WORK TO DO
Leaving the pictures out, print the lines from the first line of the listing through the line containing "h-[1920px] flex flex-col", exactly as they read, and no others.

** START SOURCE EXCERPT **

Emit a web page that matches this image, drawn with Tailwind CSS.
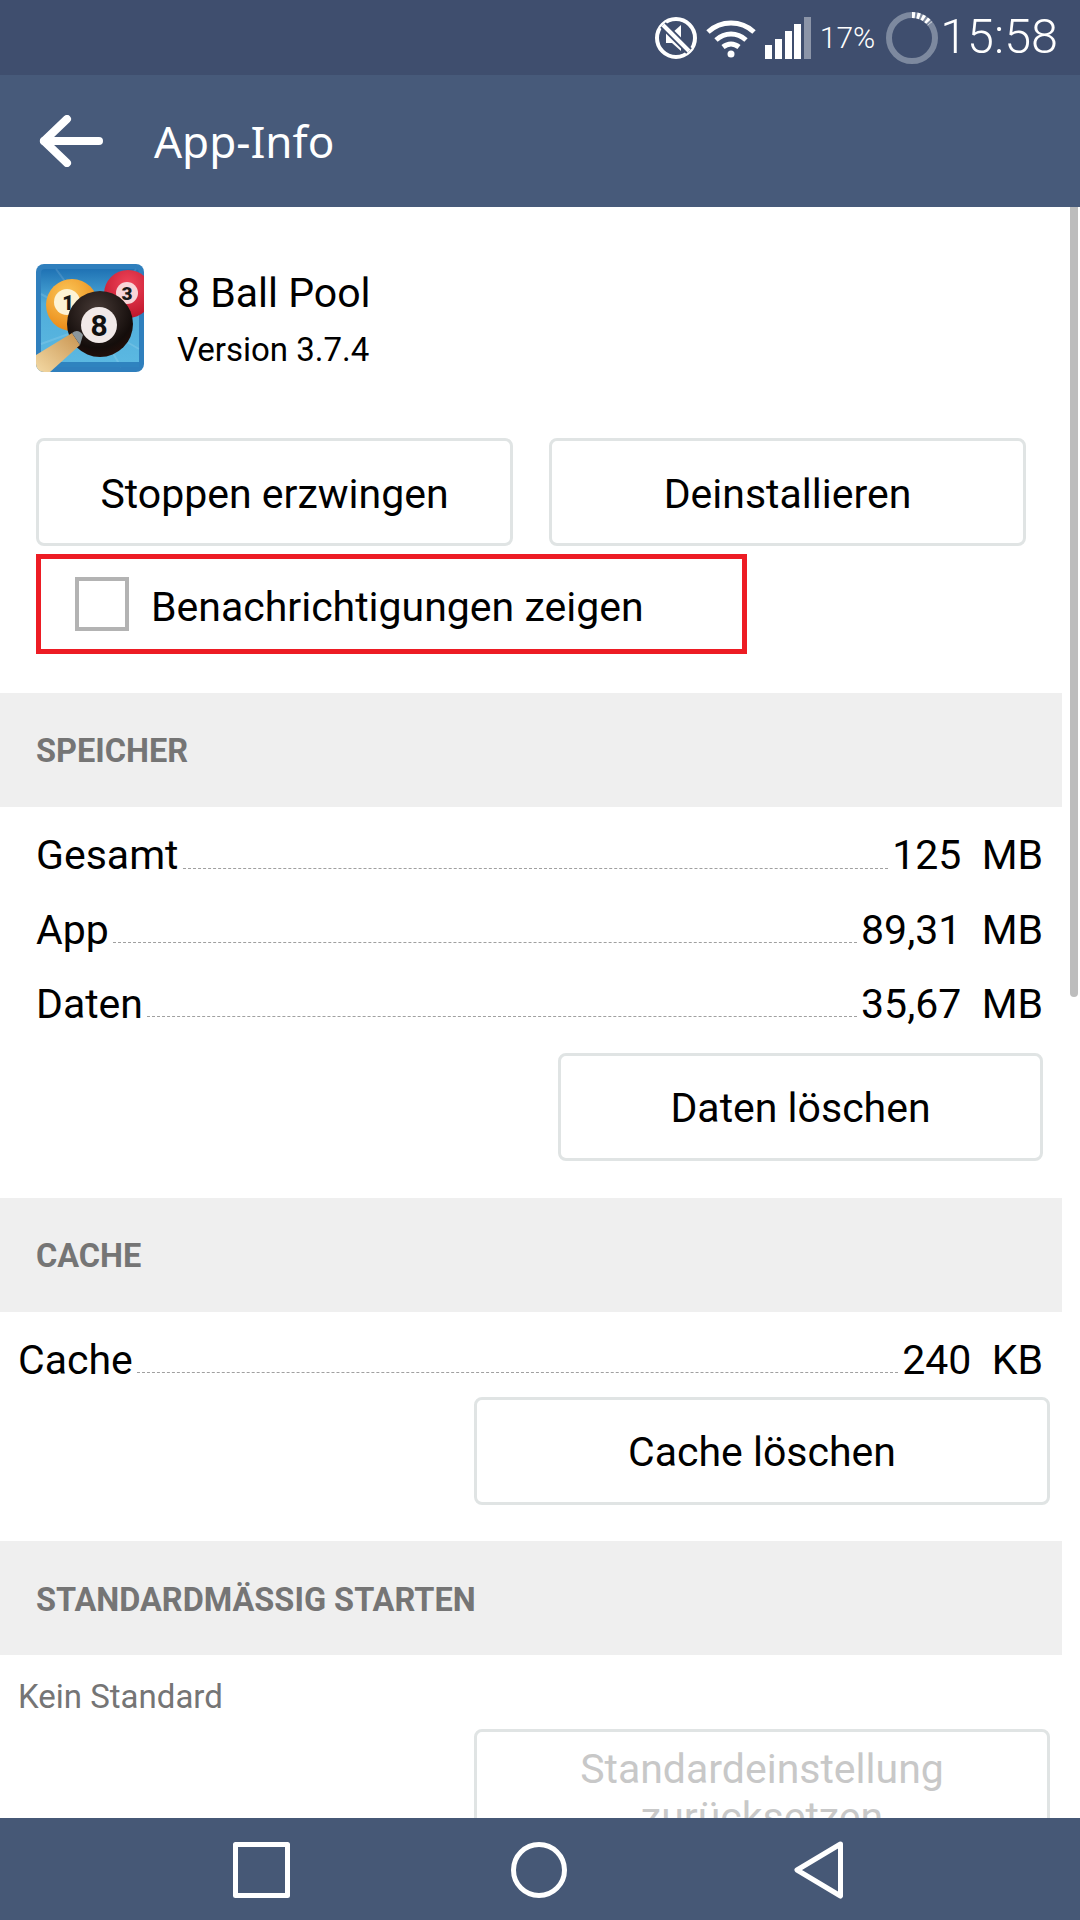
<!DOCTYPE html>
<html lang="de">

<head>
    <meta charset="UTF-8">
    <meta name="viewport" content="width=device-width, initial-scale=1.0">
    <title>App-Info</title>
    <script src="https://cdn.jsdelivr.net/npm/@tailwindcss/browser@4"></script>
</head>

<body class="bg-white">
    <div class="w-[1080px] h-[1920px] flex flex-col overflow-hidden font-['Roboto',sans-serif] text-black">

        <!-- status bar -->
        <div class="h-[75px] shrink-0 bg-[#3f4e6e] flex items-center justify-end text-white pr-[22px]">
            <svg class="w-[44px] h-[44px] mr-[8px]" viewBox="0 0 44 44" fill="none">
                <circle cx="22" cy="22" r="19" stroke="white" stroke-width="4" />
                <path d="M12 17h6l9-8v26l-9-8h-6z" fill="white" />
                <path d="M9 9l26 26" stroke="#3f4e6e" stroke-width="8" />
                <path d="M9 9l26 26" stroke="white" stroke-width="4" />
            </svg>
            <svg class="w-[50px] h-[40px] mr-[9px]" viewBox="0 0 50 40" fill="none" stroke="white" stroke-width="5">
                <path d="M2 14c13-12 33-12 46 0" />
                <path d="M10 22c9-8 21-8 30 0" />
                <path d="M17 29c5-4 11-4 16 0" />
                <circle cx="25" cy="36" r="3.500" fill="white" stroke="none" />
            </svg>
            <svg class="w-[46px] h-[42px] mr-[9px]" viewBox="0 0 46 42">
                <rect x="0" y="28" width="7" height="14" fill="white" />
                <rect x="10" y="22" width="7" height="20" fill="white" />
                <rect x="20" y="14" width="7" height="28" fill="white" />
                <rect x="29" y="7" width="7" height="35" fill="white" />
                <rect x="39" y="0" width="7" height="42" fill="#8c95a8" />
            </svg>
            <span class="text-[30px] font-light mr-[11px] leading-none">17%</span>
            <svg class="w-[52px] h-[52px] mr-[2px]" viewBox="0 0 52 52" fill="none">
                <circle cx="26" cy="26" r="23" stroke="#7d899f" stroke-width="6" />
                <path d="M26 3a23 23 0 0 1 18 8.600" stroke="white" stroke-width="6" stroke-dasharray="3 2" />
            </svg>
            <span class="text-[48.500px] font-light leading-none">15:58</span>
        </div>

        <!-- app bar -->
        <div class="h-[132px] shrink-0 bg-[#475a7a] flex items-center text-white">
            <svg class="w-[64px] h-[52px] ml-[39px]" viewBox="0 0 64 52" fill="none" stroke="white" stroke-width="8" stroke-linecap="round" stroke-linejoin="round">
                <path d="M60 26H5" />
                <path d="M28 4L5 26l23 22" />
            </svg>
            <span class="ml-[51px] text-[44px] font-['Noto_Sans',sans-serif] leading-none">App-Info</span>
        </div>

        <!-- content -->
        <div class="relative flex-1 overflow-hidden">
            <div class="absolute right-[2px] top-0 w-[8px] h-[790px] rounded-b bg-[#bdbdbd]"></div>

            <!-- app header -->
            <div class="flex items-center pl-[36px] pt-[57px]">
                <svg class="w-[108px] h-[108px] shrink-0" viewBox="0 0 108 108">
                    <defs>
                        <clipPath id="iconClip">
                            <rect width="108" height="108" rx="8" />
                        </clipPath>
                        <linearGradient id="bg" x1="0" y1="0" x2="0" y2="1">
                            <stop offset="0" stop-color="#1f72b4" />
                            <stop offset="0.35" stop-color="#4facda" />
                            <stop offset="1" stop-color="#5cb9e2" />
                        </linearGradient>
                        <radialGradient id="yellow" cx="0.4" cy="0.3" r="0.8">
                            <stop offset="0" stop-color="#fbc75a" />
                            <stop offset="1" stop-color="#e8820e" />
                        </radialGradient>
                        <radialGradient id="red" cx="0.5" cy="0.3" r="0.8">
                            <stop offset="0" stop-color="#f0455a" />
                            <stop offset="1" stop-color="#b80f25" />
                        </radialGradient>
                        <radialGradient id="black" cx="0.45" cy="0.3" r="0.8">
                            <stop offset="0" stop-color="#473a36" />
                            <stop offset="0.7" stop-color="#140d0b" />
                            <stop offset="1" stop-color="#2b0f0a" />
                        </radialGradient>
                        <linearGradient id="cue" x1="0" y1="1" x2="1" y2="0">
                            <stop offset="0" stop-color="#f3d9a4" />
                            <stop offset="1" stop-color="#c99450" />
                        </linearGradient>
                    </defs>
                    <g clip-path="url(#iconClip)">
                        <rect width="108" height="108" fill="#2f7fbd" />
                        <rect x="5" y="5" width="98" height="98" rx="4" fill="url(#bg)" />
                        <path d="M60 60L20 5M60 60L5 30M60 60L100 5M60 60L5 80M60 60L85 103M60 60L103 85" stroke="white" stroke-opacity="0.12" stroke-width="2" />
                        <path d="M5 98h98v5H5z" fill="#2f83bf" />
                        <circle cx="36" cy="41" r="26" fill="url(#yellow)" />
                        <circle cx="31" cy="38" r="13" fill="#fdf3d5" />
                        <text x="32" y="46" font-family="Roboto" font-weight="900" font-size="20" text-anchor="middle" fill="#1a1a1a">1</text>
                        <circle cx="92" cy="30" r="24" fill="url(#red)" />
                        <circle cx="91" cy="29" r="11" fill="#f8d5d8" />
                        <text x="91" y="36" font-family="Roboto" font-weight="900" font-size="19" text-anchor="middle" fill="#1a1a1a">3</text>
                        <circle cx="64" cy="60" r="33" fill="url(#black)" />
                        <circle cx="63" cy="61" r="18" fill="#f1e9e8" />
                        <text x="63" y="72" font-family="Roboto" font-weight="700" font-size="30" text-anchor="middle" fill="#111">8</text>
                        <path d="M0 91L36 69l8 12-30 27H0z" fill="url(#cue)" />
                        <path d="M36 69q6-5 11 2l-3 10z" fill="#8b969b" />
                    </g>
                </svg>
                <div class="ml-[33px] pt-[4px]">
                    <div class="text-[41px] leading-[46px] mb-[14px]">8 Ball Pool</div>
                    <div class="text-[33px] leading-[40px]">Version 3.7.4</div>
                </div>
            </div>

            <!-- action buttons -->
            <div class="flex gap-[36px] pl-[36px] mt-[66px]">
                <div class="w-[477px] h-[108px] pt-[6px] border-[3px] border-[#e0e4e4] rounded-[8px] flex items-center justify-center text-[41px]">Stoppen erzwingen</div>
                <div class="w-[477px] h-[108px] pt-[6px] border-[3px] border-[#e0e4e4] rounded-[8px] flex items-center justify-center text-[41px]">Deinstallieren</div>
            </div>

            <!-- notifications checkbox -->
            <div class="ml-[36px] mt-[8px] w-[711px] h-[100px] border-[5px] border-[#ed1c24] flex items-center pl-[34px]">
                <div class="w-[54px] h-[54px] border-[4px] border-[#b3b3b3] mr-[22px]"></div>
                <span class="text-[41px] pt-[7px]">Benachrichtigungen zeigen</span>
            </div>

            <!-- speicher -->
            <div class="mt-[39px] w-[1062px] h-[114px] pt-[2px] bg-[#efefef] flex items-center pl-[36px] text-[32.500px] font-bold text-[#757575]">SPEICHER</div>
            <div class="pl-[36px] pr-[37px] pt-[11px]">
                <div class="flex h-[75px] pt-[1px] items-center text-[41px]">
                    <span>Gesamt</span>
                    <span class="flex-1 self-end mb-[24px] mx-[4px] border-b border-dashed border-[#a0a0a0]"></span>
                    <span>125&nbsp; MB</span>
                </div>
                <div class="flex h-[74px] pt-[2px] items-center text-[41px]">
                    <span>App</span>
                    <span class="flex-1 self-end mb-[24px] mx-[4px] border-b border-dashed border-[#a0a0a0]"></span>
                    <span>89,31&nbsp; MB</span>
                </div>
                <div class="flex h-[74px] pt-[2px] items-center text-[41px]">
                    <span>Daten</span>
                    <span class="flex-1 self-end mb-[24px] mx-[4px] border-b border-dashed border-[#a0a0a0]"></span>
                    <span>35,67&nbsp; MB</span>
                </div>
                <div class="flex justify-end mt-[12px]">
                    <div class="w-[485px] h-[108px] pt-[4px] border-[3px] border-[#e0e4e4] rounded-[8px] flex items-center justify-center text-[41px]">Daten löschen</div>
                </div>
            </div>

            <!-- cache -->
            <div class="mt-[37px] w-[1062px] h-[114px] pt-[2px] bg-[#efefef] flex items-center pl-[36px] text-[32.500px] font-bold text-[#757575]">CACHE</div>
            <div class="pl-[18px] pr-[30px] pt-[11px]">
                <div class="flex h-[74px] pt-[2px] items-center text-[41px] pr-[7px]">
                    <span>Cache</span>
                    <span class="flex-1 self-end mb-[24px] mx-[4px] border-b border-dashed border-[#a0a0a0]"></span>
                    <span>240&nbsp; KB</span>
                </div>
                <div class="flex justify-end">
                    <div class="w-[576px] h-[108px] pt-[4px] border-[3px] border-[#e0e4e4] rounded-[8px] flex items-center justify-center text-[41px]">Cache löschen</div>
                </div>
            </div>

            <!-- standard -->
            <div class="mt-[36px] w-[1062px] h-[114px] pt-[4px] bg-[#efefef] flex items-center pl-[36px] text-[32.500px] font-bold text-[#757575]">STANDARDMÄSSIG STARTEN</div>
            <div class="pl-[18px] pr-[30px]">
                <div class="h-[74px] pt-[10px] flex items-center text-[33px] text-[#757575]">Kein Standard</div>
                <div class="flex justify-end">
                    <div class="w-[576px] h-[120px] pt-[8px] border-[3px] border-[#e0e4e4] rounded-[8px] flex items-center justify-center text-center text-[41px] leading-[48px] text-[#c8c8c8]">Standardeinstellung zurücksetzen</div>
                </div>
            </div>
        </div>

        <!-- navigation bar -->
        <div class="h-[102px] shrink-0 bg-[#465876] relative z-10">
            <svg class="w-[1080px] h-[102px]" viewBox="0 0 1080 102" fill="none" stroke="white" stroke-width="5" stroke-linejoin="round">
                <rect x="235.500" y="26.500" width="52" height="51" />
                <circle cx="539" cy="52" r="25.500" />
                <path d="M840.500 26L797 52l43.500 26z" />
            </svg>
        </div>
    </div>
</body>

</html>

** END SOURCE EXCERPT **

WRITTEN RESPONSE
Emit a web page that matches this image, drawn with Tailwind CSS.
<!DOCTYPE html>
<html lang="de">

<head>
    <meta charset="UTF-8">
    <meta name="viewport" content="width=device-width, initial-scale=1.0">
    <title>App-Info</title>
    <script src="https://cdn.jsdelivr.net/npm/@tailwindcss/browser@4"></script>
</head>

<body class="bg-white">
    <div class="w-[1080px] h-[1920px] flex flex-col overflow-hidden font-['Roboto',sans-serif] text-black">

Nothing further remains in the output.